What this task involves =>
Return each line of the data below verbatim; pictures are to be left out.

Data lines =>
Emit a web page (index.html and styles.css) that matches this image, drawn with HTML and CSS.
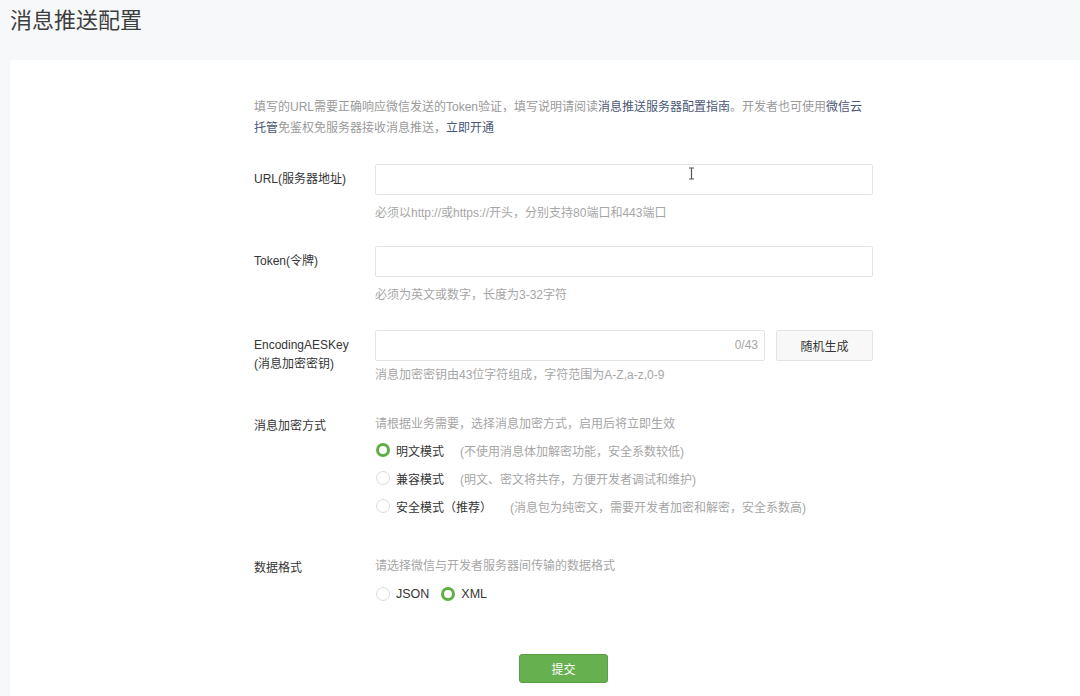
FILE: index.html
```html
<!DOCTYPE html>
<html lang="zh-CN">
<head>
<meta charset="utf-8">
<title>消息推送配置</title>
<link rel="stylesheet" href="styles.css">
</head>
<body>
<header class="page-head">
  <h1 class="page-title">消息推送配置</h1>
</header>
<main class="card">
  <p class="intro">填写的URL需要正确响应微信发送的Token验证，填写说明请阅读<a class="link">消息推送服务器配置指南</a>。开发者也可使用<a class="link">微信云<br>托管</a>免鉴权免服务器接收消息推送，<a class="link">立即开通</a></p>

  <div class="field field-url">
    <label class="label">URL(服务器地址)</label>
    <div class="control">
      <div class="input-wrap">
        <input class="input" type="text">
        <svg class="cursor" width="7" height="13" viewBox="0 0 7 13"><path d="M1 1h2l.5.5.5-.5h2M3.5 1.5v10M1 12h2l.5-.5.5.5h2" fill="none" stroke="#555" stroke-width="1.2"/></svg>
      </div>
      <p class="hint hint-url">必须以http://或https://开头，分别支持80端口和443端口</p>
    </div>
  </div>

  <div class="field field-token">
    <label class="label">Token(令牌)</label>
    <div class="control">
      <input class="input" type="text">
      <p class="hint hint-token">必须为英文或数字，长度为3-32字符</p>
    </div>
  </div>

  <div class="field field-aes">
    <label class="label label-two">EncodingAESKey<br>(消息加密密钥)</label>
    <div class="control">
      <div class="aes-row">
        <div class="input-wrap aes-input">
          <input class="input" type="text">
          <span class="counter">0/43</span>
        </div>
        <button class="btn-gen" type="button">随机生成</button>
      </div>
      <p class="hint hint-aes">消息加密密钥由43位字符组成，字符范围为A-Z,a-z,0-9</p>
    </div>
  </div>

  <div class="field field-mode">
    <label class="label">消息加密方式</label>
    <div class="control">
      <p class="hint hint-top">请根据业务需要，选择消息加密方式，启用后将立即生效</p>
      <ul class="radio-list">
        <li class="radio-item"><span class="radio checked"></span><span class="radio-text">明文模式</span><span class="radio-desc">(不使用消息体加解密功能，安全系数较低)</span></li>
        <li class="radio-item"><span class="radio"></span><span class="radio-text">兼容模式</span><span class="radio-desc">(明文、密文将共存，方便开发者调试和维护)</span></li>
        <li class="radio-item"><span class="radio"></span><span class="radio-text">安全模式（推荐）</span><span class="radio-desc desc-wide">(消息包为纯密文，需要开发者加密和解密，安全系数高)</span></li>
      </ul>
    </div>
  </div>

  <div class="field field-format">
    <label class="label">数据格式</label>
    <div class="control">
      <p class="hint hint-top">请选择微信与开发者服务器间传输的数据格式</p>
      <div class="radio-inline">
        <span class="radio"></span><span class="radio-text fmt fmt-json">JSON</span>
        <span class="radio checked"></span><span class="radio-text fmt">XML</span>
      </div>
    </div>
  </div>

  <div class="actions">
    <button class="btn-submit" type="button">提交</button>
  </div>
</main>
</body>
</html>
```
FILE: styles.css
```css
* { box-sizing: border-box; }
html, body { margin: 0; padding: 0; }
body {
  background: #f7f8fa;
  font-family: "Liberation Sans", "Noto Sans CJK SC", sans-serif;
  font-size: 12px;
  color: #353535;
  height: 696px;
  overflow: hidden;
}
.page-head { height: 60px; padding: 5px 0 0 10px; }
.page-title {
  margin: 0;
  font-size: 22px;
  font-weight: normal;
  color: #3e3e3e;
  line-height: 32px;
}
.card {
  background: #fff;
  margin-left: 10px;
  height: 636px;
  padding: 37px 0 0 244px;
}
.intro {
  margin: 0;
  width: 625px;
  line-height: 21px;
  color: #9a9a9a;
}
.link { color: #4b5777; }
.field { display: flex; }
.label {
  width: 121px;
  flex: none;
  color: #353535;
  line-height: 18px;
}
.control { width: 498px; }
.input-wrap { position: relative; }
.input {
  display: block;
  width: 498px;
  height: 31px;
  border: 1px solid #e4e4e8;
  border-radius: 2px;
  background: #fff;
  margin: 0;
  outline: none;
}
.cursor { position: absolute; left: 313px; top: 3px; }
.hint { margin: 0; color: #a6a6a6; line-height: 18px; }
.field-url { margin-top: 25px; }
.field-url .label { padding-top: 6px; }
.hint-url { margin-top: 9px; }
.field-token { margin-top: 24px; }
.field-token .label { padding-top: 6px; }
.hint-token { margin-top: 9px; }
.field-aes { margin-top: 26px; }
.label-two { padding-top: 6px; line-height: 19px; }
.aes-row { display: flex; gap: 11px; }
.aes-input .input { width: 390px; }
.counter {
  position: absolute;
  right: 7px;
  top: 8px;
  color: #a6a6a6;
  line-height: 15px;
}
.btn-gen {
  width: 97px;
  height: 31px;
  border: 1px solid #e4e4e8;
  border-radius: 2px;
  background: #f8f8f8;
  font: inherit;
  color: #353535;
  padding: 0;
}
.hint-aes { margin-top: 5px; }
.field-mode { margin-top: 31px; }
.field-mode .label { padding-top: 2px; }
.hint-top { line-height: 18px; }
.radio-list { list-style: none; margin: 3px 0 0; padding: 0; }
.radio-item {
  display: flex;
  align-items: center;
  height: 28px;
}
.radio {
  width: 14px;
  height: 14px;
  border: 1px solid #dcdcdc;
  border-radius: 50%;
  flex: none;
  display: inline-block;
  margin-left: 1px;
}
.radio.checked { border: 3px solid #5fae45; }
.radio-text { margin-left: 6px; color: #353535; }
.radio-desc { margin-left: 16px; color: #a6a6a6; }
.desc-wide { margin-left: 18px; }
.field-format { margin-top: 37px; }
.field-format .label { padding-top: 2px; }
.radio-inline {
  display: flex;
  align-items: center;
  height: 28px;
  margin-top: 5px;
}
.fmt { font-size: 12.5px; }
.fmt-json { margin-right: 11px; }
.actions { margin-top: 46px; padding-left: 265px; }
.btn-submit {
  width: 89px;
  height: 29px;
  border: 1px solid #5a9f45;
  border-radius: 3px;
  background: #67b04f;
  color: #fff;
  font: inherit;
  padding: 0;
}
```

Final result =>
Emit a web page (index.html and styles.css) that matches this image, drawn with HTML and CSS.
FILE: index.html
```html
<!DOCTYPE html>
<html lang="zh-CN">
<head>
<meta charset="utf-8">
<title>消息推送配置</title>
<link rel="stylesheet" href="styles.css">
</head>
<body>
<header class="page-head">
  <h1 class="page-title">消息推送配置</h1>
</header>
<main class="card">
  <p class="intro">填写的URL需要正确响应微信发送的Token验证，填写说明请阅读<a class="link">消息推送服务器配置指南</a>。开发者也可使用<a class="link">微信云<br>托管</a>免鉴权免服务器接收消息推送，<a class="link">立即开通</a></p>

  <div class="field field-url">
    <label class="label">URL(服务器地址)</label>
    <div class="control">
      <div class="input-wrap">
        <input class="input" type="text">
        <svg class="cursor" width="7" height="13" viewBox="0 0 7 13"><path d="M1 1h2l.5.5.5-.5h2M3.5 1.5v10M1 12h2l.5-.5.5.5h2" fill="none" stroke="#555" stroke-width="1.2"/></svg>
      </div>
      <p class="hint hint-url">必须以http://或https://开头，分别支持80端口和443端口</p>
    </div>
  </div>

  <div class="field field-token">
    <label class="label">Token(令牌)</label>
    <div class="control">
      <input class="input" type="text">
      <p class="hint hint-token">必须为英文或数字，长度为3-32字符</p>
    </div>
  </div>

  <div class="field field-aes">
    <label class="label label-two">EncodingAESKey<br>(消息加密密钥)</label>
    <div class="control">
      <div class="aes-row">
        <div class="input-wrap aes-input">
          <input class="input" type="text">
          <span class="counter">0/43</span>
        </div>
        <button class="btn-gen" type="button">随机生成</button>
      </div>
      <p class="hint hint-aes">消息加密密钥由43位字符组成，字符范围为A-Z,a-z,0-9</p>
    </div>
  </div>

  <div class="field field-mode">
    <label class="label">消息加密方式</label>
    <div class="control">
      <p class="hint hint-top">请根据业务需要，选择消息加密方式，启用后将立即生效</p>
      <ul class="radio-list">
        <li class="radio-item"><span class="radio checked"></span><span class="radio-text">明文模式</span><span class="radio-desc">(不使用消息体加解密功能，安全系数较低)</span></li>
        <li class="radio-item"><span class="radio"></span><span class="radio-text">兼容模式</span><span class="radio-desc">(明文、密文将共存，方便开发者调试和维护)</span></li>
        <li class="radio-item"><span class="radio"></span><span class="radio-text">安全模式（推荐）</span><span class="radio-desc desc-wide">(消息包为纯密文，需要开发者加密和解密，安全系数高)</span></li>
      </ul>
    </div>
  </div>

  <div class="field field-format">
    <label class="label">数据格式</label>
    <div class="control">
      <p class="hint hint-top">请选择微信与开发者服务器间传输的数据格式</p>
      <div class="radio-inline">
        <span class="radio"></span><span class="radio-text fmt fmt-json">JSON</span>
        <span class="radio checked"></span><span class="radio-text fmt">XML</span>
      </div>
    </div>
  </div>

  <div class="actions">
    <button class="btn-submit" type="button">提交</button>
  </div>
</main>
</body>
</html>
```
FILE: styles.css
```css
* { box-sizing: border-box; }
html, body { margin: 0; padding: 0; }
body {
  background: #f7f8fa;
  font-family: "Liberation Sans", "Noto Sans CJK SC", sans-serif;
  font-size: 12px;
  color: #353535;
  height: 696px;
  overflow: hidden;
}
.page-head { height: 60px; padding: 5px 0 0 10px; }
.page-title {
  margin: 0;
  font-size: 22px;
  font-weight: normal;
  color: #3e3e3e;
  line-height: 32px;
}
.card {
  background: #fff;
  margin-left: 10px;
  height: 636px;
  padding: 37px 0 0 244px;
}
.intro {
  margin: 0;
  width: 625px;
  line-height: 21px;
  color: #9a9a9a;
}
.link { color: #4b5777; }
.field { display: flex; }
.label {
  width: 121px;
  flex: none;
  color: #353535;
  line-height: 18px;
}
.control { width: 498px; }
.input-wrap { position: relative; }
.input {
  display: block;
  width: 498px;
  height: 31px;
  border: 1px solid #e4e4e8;
  border-radius: 2px;
  background: #fff;
  margin: 0;
  outline: none;
}
.cursor { position: absolute; left: 313px; top: 3px; }
.hint { margin: 0; color: #a6a6a6; line-height: 18px; }
.field-url { margin-top: 25px; }
.field-url .label { padding-top: 6px; }
.hint-url { margin-top: 9px; }
.field-token { margin-top: 24px; }
.field-token .label { padding-top: 6px; }
.hint-token { margin-top: 9px; }
.field-aes { margin-top: 26px; }
.label-two { padding-top: 6px; line-height: 19px; }
.aes-row { display: flex; gap: 11px; }
.aes-input .input { width: 390px; }
.counter {
  position: absolute;
  right: 7px;
  top: 8px;
  color: #a6a6a6;
  line-height: 15px;
}
.btn-gen {
  width: 97px;
  height: 31px;
  border: 1px solid #e4e4e8;
  border-radius: 2px;
  background: #f8f8f8;
  font: inherit;
  color: #353535;
  padding: 0;
}
.hint-aes { margin-top: 5px; }
.field-mode { margin-top: 31px; }
.field-mode .label { padding-top: 2px; }
.hint-top { line-height: 18px; }
.radio-list { list-style: none; margin: 3px 0 0; padding: 0; }
.radio-item {
  display: flex;
  align-items: center;
  height: 28px;
}
.radio {
  width: 14px;
  height: 14px;
  border: 1px solid #dcdcdc;
  border-radius: 50%;
  flex: none;
  display: inline-block;
  margin-left: 1px;
}
.radio.checked { border: 3px solid #5fae45; }
.radio-text { margin-left: 6px; color: #353535; }
.radio-desc { margin-left: 16px; color: #a6a6a6; }
.desc-wide { margin-left: 18px; }
.field-format { margin-top: 37px; }
.field-format .label { padding-top: 2px; }
.radio-inline {
  display: flex;
  align-items: center;
  height: 28px;
  margin-top: 5px;
}
.fmt { font-size: 12.5px; }
.fmt-json { margin-right: 11px; }
.actions { margin-top: 46px; padding-left: 265px; }
.btn-submit {
  width: 89px;
  height: 29px;
  border: 1px solid #5a9f45;
  border-radius: 3px;
  background: #67b04f;
  color: #fff;
  font: inherit;
  padding: 0;
}
```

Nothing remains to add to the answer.